We are not beefing endlessly because we do not desire peace or because we do not know how to engineer peace. We are beefing because we no longer know who we are, each of us individually, and collectively as a species. Knight and mook alike are faced with the terrifying possibility that if there is no history in the future, there is nobody in particular to be once the beefing stops.

And the only way to reboot history is to figure out new beings to be. Because that’s ultimately what beefing is about: a way to avoid being, without allowing time itself to end.

Being and Beefing

The end of history is why beef-only thinking is crash-only thinking for humans. The IoB is a way of shorting our collective humanity and crashing old ways of being entirely, with no promise of recovery and reboot.

To participate is to lose.

But building and maintaining increasingly costly defenses in the form of progressively thickening skin and strengthening force fields of passive aggressive resistance is also unsustainable.

And to retreat into what I call waldenponding or to the CozyWeb is to cede public spaces entirely to the mook-manorial economy and accelerate the crash.
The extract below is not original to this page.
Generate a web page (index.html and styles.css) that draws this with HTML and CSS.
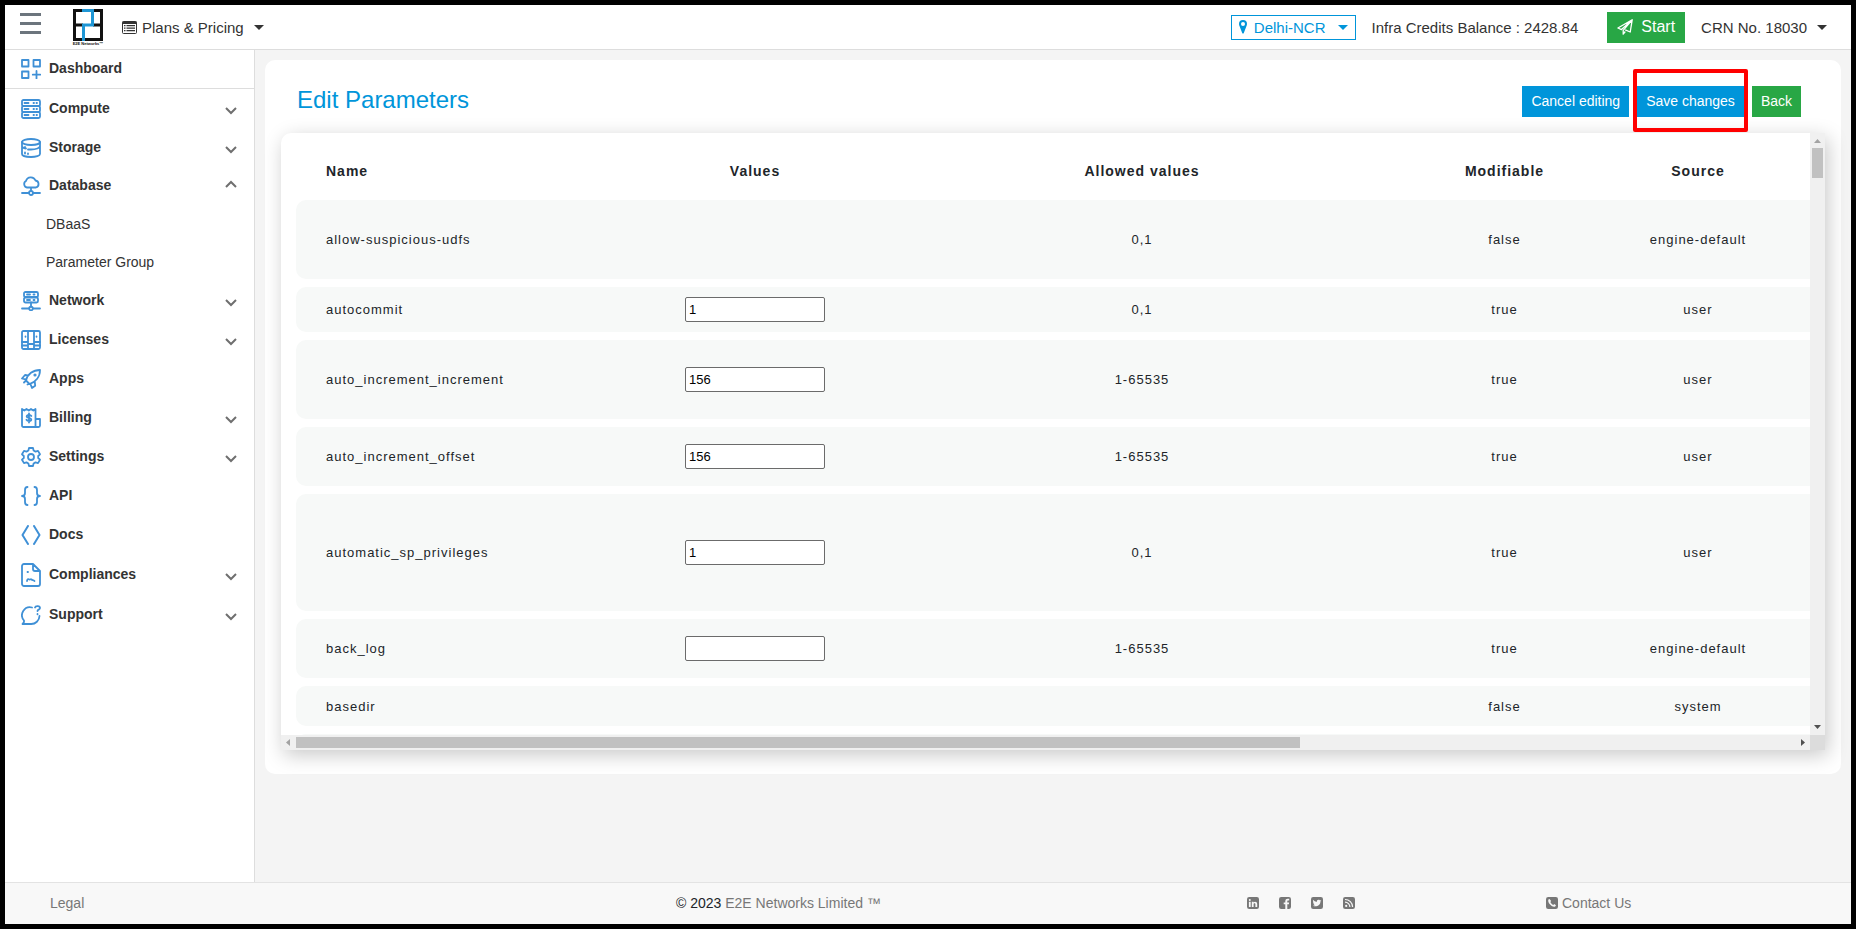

It is a no-exit, hellish condition.

The conclusion is inescapable: the IoB will shut down, and give way to something better, only when we know who we want to be — individually and collectively — when the beefing stops, and regenerate into that form. Only that will allow history to be rebooted, and time to be restarted.

So where does that leave us?

We who seek to discover a future again, and ways of being that reboot history, by giving ourselves to history as beings for it to be about?

We who are Very Online and destined to eventually die on the Internet of Beefs, but do not wish to?

Like all the best questions, this one is at once intensely practical — all about digital hygiene and how to design and use devices of connection to think — and intensely philosophical — about finding ways to be reborn without literally dying.

I don’t have answers, but I like that I finally at least have a question.